Interface Parser

All Superinterfaces:
Configurable, Pluggable
All Known Implementing Classes:
ExtParser, FeedParser, HtmlParser, JSParseFilter, TikaParser, ZipParser

public interface Parser extends Pluggable, Configurable
A parser for content generated by a Protocol implementation. This interface is implemented by extensions. Nutch's core contains no page parsing code.
  • Field Summary

    Fields
    Modifier and Type
    Field
    Description
    static final String
    The name of the extension point.
  • Method Summary

    Modifier and Type
    Method
    Description
    This method parses the given content and returns a map of <key, parse> pairs.

    Methods inherited from interface org.apache.hadoop.conf.Configurable

    getConf, setConf
  • Field Details

    • X_POINT_ID

      static final String X_POINT_ID
      The name of the extension point.
  • Method Details

    • getParse

      ParseResult getParse(Content c)

      This method parses the given content and returns a map of <key, parse> pairs. Parse instances will be persisted under the given key.

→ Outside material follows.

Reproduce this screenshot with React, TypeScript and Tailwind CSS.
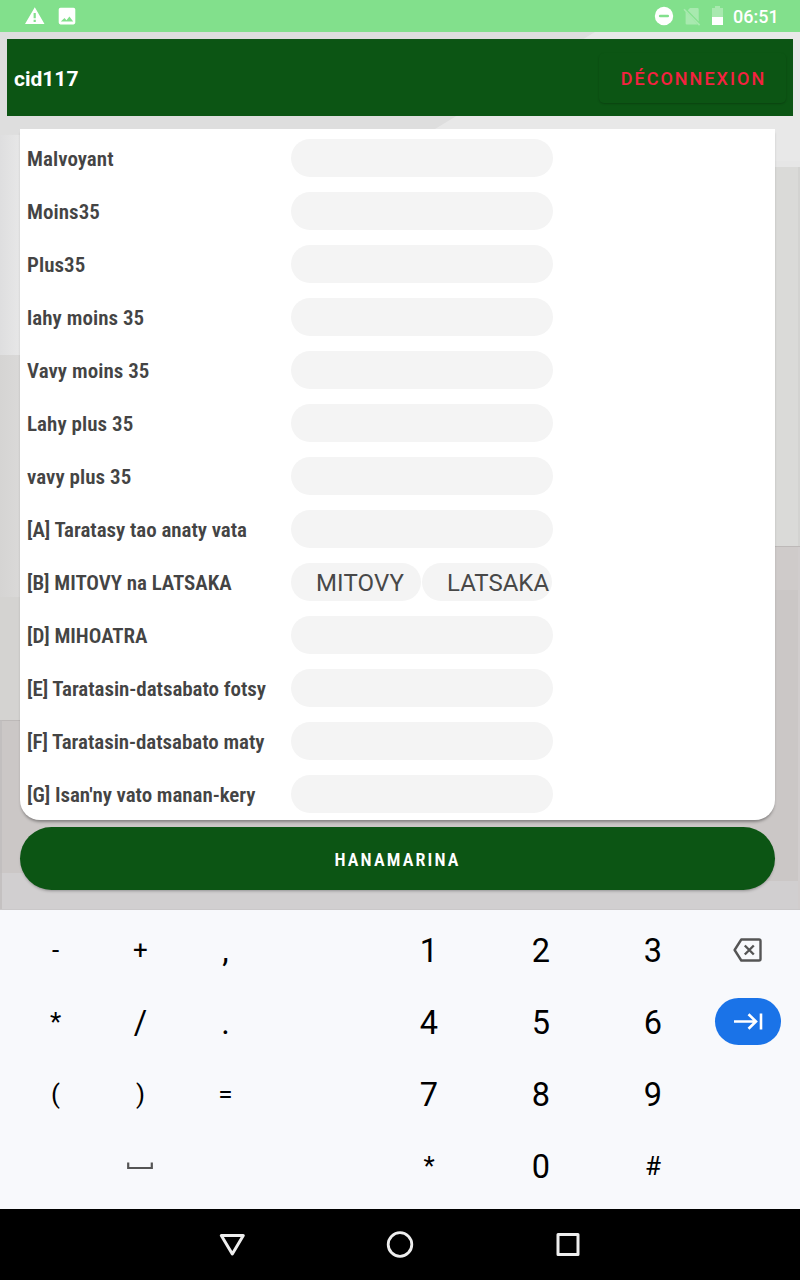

      Note: Meta-redirects should be followed only when they are coming from the original URL. That is:
      Assume fetcher is in parsing mode and is currently processing foo.bar.com/redirect.html. If this url contains a meta redirect to another url, fetcher should only follow the redirect if the map contains an entry of the form <"foo.bar.com/redirect.html", Parse with a ParseStatus indicating the redirect>.

      Parameters:
      c - Content to be parsed
      Returns:
      a map containing <key, parse> pairs
      Since:
      NUTCH-443